What a QR code is
A QR (Quick Response) code is a two-dimensional barcode invented in 1994 by Masahiro Hara at Denso Wave to track car parts on assembly lines. The QR specification became an ISO standard in 2000 (ISO/IEC 18004) and Denso released the technology royalty-free, which is why it spread so widely. A QR code can store up to 4,296 alphanumeric characters or 7,089 numeric digits — more than enough for any URL.
Anatomy of a QR code
- Finder patterns — the three big squares at three corners help the scanner orient the code regardless of rotation.
- Alignment patterns — the smaller squares help correct for camera angle and perspective.
- Timing patterns — alternating black/white lines between the finder patterns set the module size.

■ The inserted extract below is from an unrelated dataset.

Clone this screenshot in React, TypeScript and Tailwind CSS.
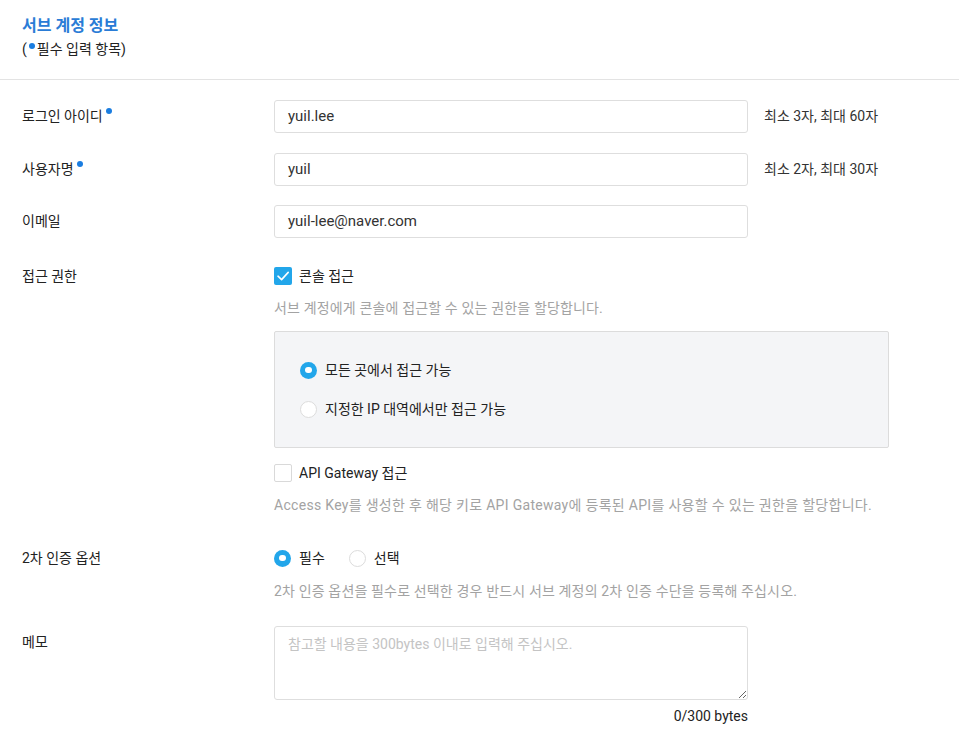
import React from "react";

const font = { fontFamily: 'Roboto, "Noto Sans CJK KR", sans-serif' };

function Dot() {
  return <span className="inline-block w-[6px] h-[6px] rounded-full bg-[#1a7de0] ml-[3px] relative top-[-6px]" />;
}

function Checkbox({ checked }: { checked?: boolean }) {
  return checked ? (
    <span className="w-[18px] h-[18px] rounded-[2px] bg-[#22a6ea] flex items-center justify-center shrink-0">
      <svg width="14" height="14" viewBox="0 0 14 14" fill="none">
        <path d="M2 7.2 L5.6 10.6 L12.2 3.4" stroke="white" strokeWidth="1.6" strokeLinecap="round" strokeLinejoin="round" />
      </svg>
    </span>
  ) : (
    <span className="w-[18px] h-[18px] rounded-[2px] bg-white border border-[#d9d9d9] shrink-0" />
  );
}

function Radio({ checked }: { checked?: boolean }) {
  return checked ? (
    <span className="w-[17px] h-[17px] rounded-full bg-[#22a6ea] flex items-center justify-center shrink-0">
      <span className="w-[7px] h-[6px] rounded-full bg-white" />
    </span>
  ) : (
    <span className="w-[17px] h-[17px] rounded-full bg-white border border-[#dcdcdc] shrink-0" />
  );
}

function Input({ value }: { value: string }) {
  return (
    <div className="w-[474px] h-[33px] border border-[#dedede] rounded-[3px] bg-white flex items-center pl-[13px] text-[15px] text-[#333]">
      {value}
    </div>
  );
}

export default function App() {
  return (
    <div className="w-[959px] h-[743px] bg-white text-[#222] overflow-hidden" style={font}>
      <div className="px-[22px] pt-[16px] pb-[20px] border-b border-[#e3e3e3]">
        <div className="text-[16px] leading-[20px] font-bold text-[#2a7cd6]">서브 계정 정보</div>
        <div className="text-[14px] leading-[20px] mt-[3px] text-[#222]">
          (<span className="inline-block w-[6px] h-[6px] rounded-full bg-[#1a7de0] relative top-[-5px] ml-[2px] mr-[2px]" />필수 입력 항목)
        </div>
      </div>

      <div className="px-[22px] pt-[20px] text-[14px]">
        <div className="flex items-center h-[33px]">
          <div className="w-[252px] flex items-center">로그인 아이디<Dot /></div>
          <Input value="yuil.lee" />
          <div className="ml-[16px] text-[#333]">최소 3자, 최대 60자</div>
        </div>
        <div className="flex items-center h-[33px] mt-[20px]">
          <div className="w-[252px] flex items-center">사용자명<Dot /></div>
          <Input value="yuil" />
          <div className="ml-[16px] text-[#333]">최소 2자, 최대 30자</div>
        </div>
        <div className="flex items-center h-[33px] mt-[19px]">
          <div className="w-[252px]">이메일</div>
          <Input value="yuil-lee@naver.com" />
        </div>

        <div className="flex mt-[28px]">
          <div className="w-[252px] leading-[20px]">접근 권한</div>
          <div className="flex flex-col">
            <div className="flex items-center h-[20px] gap-[7px]">
              <Checkbox checked />
              <span>콘솔 접근</span>
            </div>
            <div className="mt-[12px] leading-[20px] text-[#a3a3a3] tracking-[0.15px]">서브 계정에게 콘솔에 접근할 수 있는 권한을 할당합니다.</div>
            <div className="mt-[13px] w-[615px] h-[117px] bg-[#f4f5f7] border border-[#dcdcdc] rounded-[2px] pl-[25px] pt-[28px]">
              <div className="flex items-center h-[20px] gap-[8px]">
                <Radio checked />
                <span>모든 곳에서 접근 가능</span>
              </div>
              <div className="flex items-center h-[20px] gap-[8px] mt-[19px]">
                <Radio />
                <span>지정한 IP 대역에서만 접근 가능</span>
              </div>
            </div>
            <div className="flex items-center h-[20px] gap-[7px] mt-[15px]">
              <Checkbox />
              <span>API Gateway 접근</span>
            </div>
            <div className="mt-[12px] leading-[20px] text-[#a3a3a3] tracking-[0.3px]">
              Access Key를 생성한 후 해당 키로 API Gateway에 등록된 API를 사용할 수 있는 권한을 할당합니다.
            </div>
          </div>
        </div>

        <div className="flex mt-[33px]">
          <div className="w-[252px] leading-[20px]">2차 인증 옵션</div>
          <div className="flex flex-col">
            <div className="flex items-center h-[20px]">
              <Radio checked />
              <span className="ml-[8px]">필수</span>
              <span className="ml-[24px] flex"><Radio /></span>
              <span className="ml-[8px]">선택</span>
            </div>
            <div className="mt-[13px] leading-[20px] text-[#a3a3a3] tracking-[0.15px]">
              2차 인증 옵션을 필수로 선택한 경우 반드시 서브 계정의 2차 인증 수단을 등록해 주십시오.
            </div>
          </div>
        </div>

        <div className="flex mt-[25px]">
          <div className="w-[252px] leading-[20px] pt-[6px]">메모</div>
          <div className="flex flex-col items-end w-[474px]">
            <textarea
              className="w-[474px] h-[74px] border border-[#dedede] rounded-[3px] px-[13px] pt-[7px] text-[14px] leading-[20px] placeholder:text-[#c4c4c4] outline-none"
              placeholder="참고할 내용을 300bytes 이내로 입력해 주십시오."
              style={font}
            />
            <div className="mt-[6px] leading-[20px] text-[#222]">0/300 bytes</div>
          </div>
        </div>
      </div>
    </div>
  );
}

- Format and version information — encodes the error-correction level and the version (size).
- Data and error-correction codewords — the actual content, plus Reed-Solomon redundancy.
- Quiet zone — the empty border around the code. At least 4 modules wide; required for reliable scanning.
Error correction — why QR codes still scan when damaged
QR codes use Reed-Solomon error correction to recover from missing or corrupted data. There are four levels:
| Level | Recoverable | Capacity overhead | Best for |
|---|---|---|---|
| L (Low) | ~7% | Lowest | Clean digital displays |
| M (Medium) | ~15% | Default for most generators | General use |
| Q (Quartile) | ~25% | Higher | Print, environments with dirt or wear |
| H (High) | ~30% | Highest | Outdoor signage, codes with custom logos |
Higher error correction means the code can survive being scratched, partially covered, or stylized with a logo — at the cost of denser modules and more black squares overall.
How big does the code need to be?
A scanner needs the camera to resolve each module (the smallest black or white square) clearly. A common rule of thumb for printed QR codes is:
- Minimum module size: roughly 0.3 mm at scan distance of 30 cm.
- Scan distance ratio: the code's side length should be about 1/10 of the typical scan distance. For a poster scanned from 1 m, that means at least 10 cm wide.
- Billboard: a billboard scanned from 10 m away needs a code roughly 1 m across.
Static vs dynamic QR codes
A static QR code encodes the destination URL directly. The URL is permanent — change it and you have to print a new code. This is the only kind a free generator produces, and it has no tracking.
A dynamic QR code encodes a short redirect URL (like qr.example.com/abc123) that a server resolves to the real destination. The code itself never changes, but the destination can be edited and per-scan analytics can be captured. Dynamic codes require an active hosting service and a subscription on most platforms.
For permanent links that won't change (your homepage, business card), static is fine. For marketing campaigns where the destination might change, dynamic is worth the cost.
Designing QR codes that scan reliably
- Keep the quiet zone empty. Four modules of blank space on every side.
- Maintain high contrast. Dark modules on a light background. Light-on-dark works but reduces scan reliability on some apps.
- Avoid inversion. Inverted-color QR codes (white modules on black) violate the spec and fail in many older scanners.
- Logo overlays are fine if you use level H error correction and keep the logo to about 20% of the code area.
- Test before printing. Scan with multiple apps and devices, including older Android phones. Scan from realistic distances.
- Avoid printing too small. Below 2 cm is often unreliable even with high error correction.
Security considerations
A QR code is just an opaque box from the user's perspective — they cannot see the destination before scanning. Attackers exploit this:
- Quishing — phishing via QR code. A sticker over a legitimate QR on a payment terminal can redirect to a fake payment site.
- Malicious downloads — codes pointing to APK or PDF downloads that bypass app-store vetting.
Best practice for users: scanning apps that preview the URL before opening it. iOS Camera and Google Lens both show the URL first; older third-party apps may auto-open.